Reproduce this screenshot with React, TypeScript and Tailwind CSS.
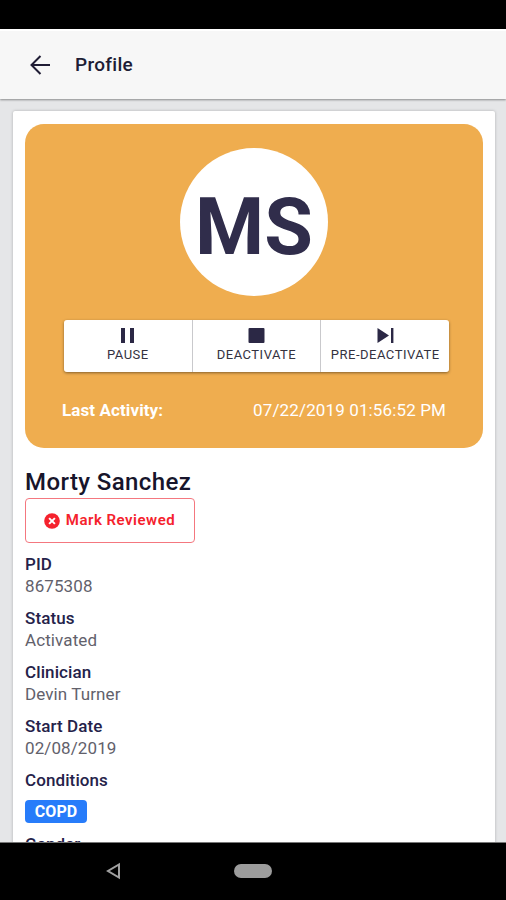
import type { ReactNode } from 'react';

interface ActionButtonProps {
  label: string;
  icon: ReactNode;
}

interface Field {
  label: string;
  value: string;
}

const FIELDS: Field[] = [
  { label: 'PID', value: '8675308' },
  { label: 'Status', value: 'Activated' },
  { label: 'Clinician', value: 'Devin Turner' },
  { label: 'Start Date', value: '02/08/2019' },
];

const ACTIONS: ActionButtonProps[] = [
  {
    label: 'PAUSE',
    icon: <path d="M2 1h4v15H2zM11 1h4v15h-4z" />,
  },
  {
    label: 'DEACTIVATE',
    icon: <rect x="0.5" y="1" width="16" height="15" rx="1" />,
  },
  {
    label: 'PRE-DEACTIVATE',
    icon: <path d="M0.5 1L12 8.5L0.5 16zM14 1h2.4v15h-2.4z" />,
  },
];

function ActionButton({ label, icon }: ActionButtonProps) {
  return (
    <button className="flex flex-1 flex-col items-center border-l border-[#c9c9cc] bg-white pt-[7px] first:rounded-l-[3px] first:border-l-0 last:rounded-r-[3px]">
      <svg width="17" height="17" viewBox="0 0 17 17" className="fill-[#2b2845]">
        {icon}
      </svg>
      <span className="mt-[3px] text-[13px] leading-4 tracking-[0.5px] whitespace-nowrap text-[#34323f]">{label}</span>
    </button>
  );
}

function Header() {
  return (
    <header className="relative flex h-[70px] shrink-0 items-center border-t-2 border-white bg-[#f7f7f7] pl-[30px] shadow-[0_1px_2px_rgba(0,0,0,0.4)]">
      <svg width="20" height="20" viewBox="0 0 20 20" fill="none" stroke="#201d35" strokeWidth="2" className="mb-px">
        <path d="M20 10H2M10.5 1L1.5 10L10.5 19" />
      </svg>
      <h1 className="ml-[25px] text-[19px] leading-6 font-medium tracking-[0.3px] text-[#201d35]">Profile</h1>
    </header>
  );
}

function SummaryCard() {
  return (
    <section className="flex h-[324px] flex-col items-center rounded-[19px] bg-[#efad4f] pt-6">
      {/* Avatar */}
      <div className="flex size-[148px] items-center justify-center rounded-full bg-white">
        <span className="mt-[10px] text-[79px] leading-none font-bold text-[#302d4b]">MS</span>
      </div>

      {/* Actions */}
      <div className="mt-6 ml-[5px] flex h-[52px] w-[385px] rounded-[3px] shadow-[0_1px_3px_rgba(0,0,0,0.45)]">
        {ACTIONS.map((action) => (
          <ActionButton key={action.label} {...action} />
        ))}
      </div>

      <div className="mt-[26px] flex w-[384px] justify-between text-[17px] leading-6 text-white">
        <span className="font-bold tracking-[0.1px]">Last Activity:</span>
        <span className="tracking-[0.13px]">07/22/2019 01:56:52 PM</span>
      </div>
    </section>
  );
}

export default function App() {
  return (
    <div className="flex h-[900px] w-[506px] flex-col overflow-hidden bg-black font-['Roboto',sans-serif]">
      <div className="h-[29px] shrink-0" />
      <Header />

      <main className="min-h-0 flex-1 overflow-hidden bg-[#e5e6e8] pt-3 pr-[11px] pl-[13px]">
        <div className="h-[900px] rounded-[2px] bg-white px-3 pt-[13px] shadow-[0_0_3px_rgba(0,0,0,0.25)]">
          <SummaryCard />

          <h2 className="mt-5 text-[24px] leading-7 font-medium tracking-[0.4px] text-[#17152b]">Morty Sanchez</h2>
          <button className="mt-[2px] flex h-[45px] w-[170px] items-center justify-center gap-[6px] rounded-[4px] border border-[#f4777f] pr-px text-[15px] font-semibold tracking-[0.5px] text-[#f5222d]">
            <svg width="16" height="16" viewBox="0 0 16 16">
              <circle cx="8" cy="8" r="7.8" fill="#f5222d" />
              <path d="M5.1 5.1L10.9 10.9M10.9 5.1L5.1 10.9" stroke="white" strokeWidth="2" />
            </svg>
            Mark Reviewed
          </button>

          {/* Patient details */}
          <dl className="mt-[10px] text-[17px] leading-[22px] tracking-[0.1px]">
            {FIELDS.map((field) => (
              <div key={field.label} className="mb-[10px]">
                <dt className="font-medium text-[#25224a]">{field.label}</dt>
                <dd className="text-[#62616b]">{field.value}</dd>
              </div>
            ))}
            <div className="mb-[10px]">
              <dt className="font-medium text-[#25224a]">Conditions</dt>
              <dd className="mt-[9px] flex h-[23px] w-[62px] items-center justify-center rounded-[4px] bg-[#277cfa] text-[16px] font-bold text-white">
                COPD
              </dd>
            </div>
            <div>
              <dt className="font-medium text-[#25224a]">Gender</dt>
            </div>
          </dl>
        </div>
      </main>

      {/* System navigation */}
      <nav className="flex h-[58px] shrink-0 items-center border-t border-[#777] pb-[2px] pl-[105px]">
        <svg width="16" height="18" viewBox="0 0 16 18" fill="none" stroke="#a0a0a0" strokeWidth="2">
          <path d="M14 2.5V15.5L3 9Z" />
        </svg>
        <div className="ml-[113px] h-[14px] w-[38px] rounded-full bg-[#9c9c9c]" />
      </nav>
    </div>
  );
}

====

_PROBLEM TO WORK ON_:
Exclude every picture and copy the remaining data exactly.

_FINISHED EXERCISE_:
Reproduce this screenshot with React, TypeScript and Tailwind CSS.
import type { ReactNode } from 'react';

interface ActionButtonProps {
  label: string;
  icon: ReactNode;
}

interface Field {
  label: string;
  value: string;
}

const FIELDS: Field[] = [
  { label: 'PID', value: '8675308' },
  { label: 'Status', value: 'Activated' },
  { label: 'Clinician', value: 'Devin Turner' },
  { label: 'Start Date', value: '02/08/2019' },
];

const ACTIONS: ActionButtonProps[] = [
  {
    label: 'PAUSE',
    icon: <path d="M2 1h4v15H2zM11 1h4v15h-4z" />,
  },
  {
    label: 'DEACTIVATE',
    icon: <rect x="0.5" y="1" width="16" height="15" rx="1" />,
  },
  {
    label: 'PRE-DEACTIVATE',
    icon: <path d="M0.5 1L12 8.5L0.5 16zM14 1h2.4v15h-2.4z" />,
  },
];

function ActionButton({ label, icon }: ActionButtonProps) {
  return (
    <button className="flex flex-1 flex-col items-center border-l border-[#c9c9cc] bg-white pt-[7px] first:rounded-l-[3px] first:border-l-0 last:rounded-r-[3px]">
      <svg width="17" height="17" viewBox="0 0 17 17" className="fill-[#2b2845]">
        {icon}
      </svg>
      <span className="mt-[3px] text-[13px] leading-4 tracking-[0.5px] whitespace-nowrap text-[#34323f]">{label}</span>
    </button>
  );
}

function Header() {
  return (
    <header className="relative flex h-[70px] shrink-0 items-center border-t-2 border-white bg-[#f7f7f7] pl-[30px] shadow-[0_1px_2px_rgba(0,0,0,0.4)]">
      <svg width="20" height="20" viewBox="0 0 20 20" fill="none" stroke="#201d35" strokeWidth="2" className="mb-px">
        <path d="M20 10H2M10.5 1L1.5 10L10.5 19" />
      </svg>
      <h1 className="ml-[25px] text-[19px] leading-6 font-medium tracking-[0.3px] text-[#201d35]">Profile</h1>
    </header>
  );
}

function SummaryCard() {
  return (
    <section className="flex h-[324px] flex-col items-center rounded-[19px] bg-[#efad4f] pt-6">
      {/* Avatar */}
      <div className="flex size-[148px] items-center justify-center rounded-full bg-white">
        <span className="mt-[10px] text-[79px] leading-none font-bold text-[#302d4b]">MS</span>
      </div>

      {/* Actions */}
      <div className="mt-6 ml-[5px] flex h-[52px] w-[385px] rounded-[3px] shadow-[0_1px_3px_rgba(0,0,0,0.45)]">
        {ACTIONS.map((action) => (
          <ActionButton key={action.label} {...action} />
        ))}
      </div>

      <div className="mt-[26px] flex w-[384px] justify-between text-[17px] leading-6 text-white">
        <span className="font-bold tracking-[0.1px]">Last Activity:</span>
        <span className="tracking-[0.13px]">07/22/2019 01:56:52 PM</span>
      </div>
    </section>
  );
}

export default function App() {
  return (
    <div className="flex h-[900px] w-[506px] flex-col overflow-hidden bg-black font-['Roboto',sans-serif]">
      <div className="h-[29px] shrink-0" />
      <Header />

      <main className="min-h-0 flex-1 overflow-hidden bg-[#e5e6e8] pt-3 pr-[11px] pl-[13px]">
        <div className="h-[900px] rounded-[2px] bg-white px-3 pt-[13px] shadow-[0_0_3px_rgba(0,0,0,0.25)]">
          <SummaryCard />

          <h2 className="mt-5 text-[24px] leading-7 font-medium tracking-[0.4px] text-[#17152b]">Morty Sanchez</h2>
          <button className="mt-[2px] flex h-[45px] w-[170px] items-center justify-center gap-[6px] rounded-[4px] border border-[#f4777f] pr-px text-[15px] font-semibold tracking-[0.5px] text-[#f5222d]">
            <svg width="16" height="16" viewBox="0 0 16 16">
              <circle cx="8" cy="8" r="7.8" fill="#f5222d" />
              <path d="M5.1 5.1L10.9 10.9M10.9 5.1L5.1 10.9" stroke="white" strokeWidth="2" />
            </svg>
            Mark Reviewed
          </button>

          {/* Patient details */}
          <dl className="mt-[10px] text-[17px] leading-[22px] tracking-[0.1px]">
            {FIELDS.map((field) => (
              <div key={field.label} className="mb-[10px]">
                <dt className="font-medium text-[#25224a]">{field.label}</dt>
                <dd className="text-[#62616b]">{field.value}</dd>
              </div>
            ))}
            <div className="mb-[10px]">
              <dt className="font-medium text-[#25224a]">Conditions</dt>
              <dd className="mt-[9px] flex h-[23px] w-[62px] items-center justify-center rounded-[4px] bg-[#277cfa] text-[16px] font-bold text-white">
                COPD
              </dd>
            </div>
            <div>
              <dt className="font-medium text-[#25224a]">Gender</dt>
            </div>
          </dl>
        </div>
      </main>

      {/* System navigation */}
      <nav className="flex h-[58px] shrink-0 items-center border-t border-[#777] pb-[2px] pl-[105px]">
        <svg width="16" height="18" viewBox="0 0 16 18" fill="none" stroke="#a0a0a0" strokeWidth="2">
          <path d="M14 2.5V15.5L3 9Z" />
        </svg>
        <div className="ml-[113px] h-[14px] w-[38px] rounded-full bg-[#9c9c9c]" />
      </nav>
    </div>
  );
}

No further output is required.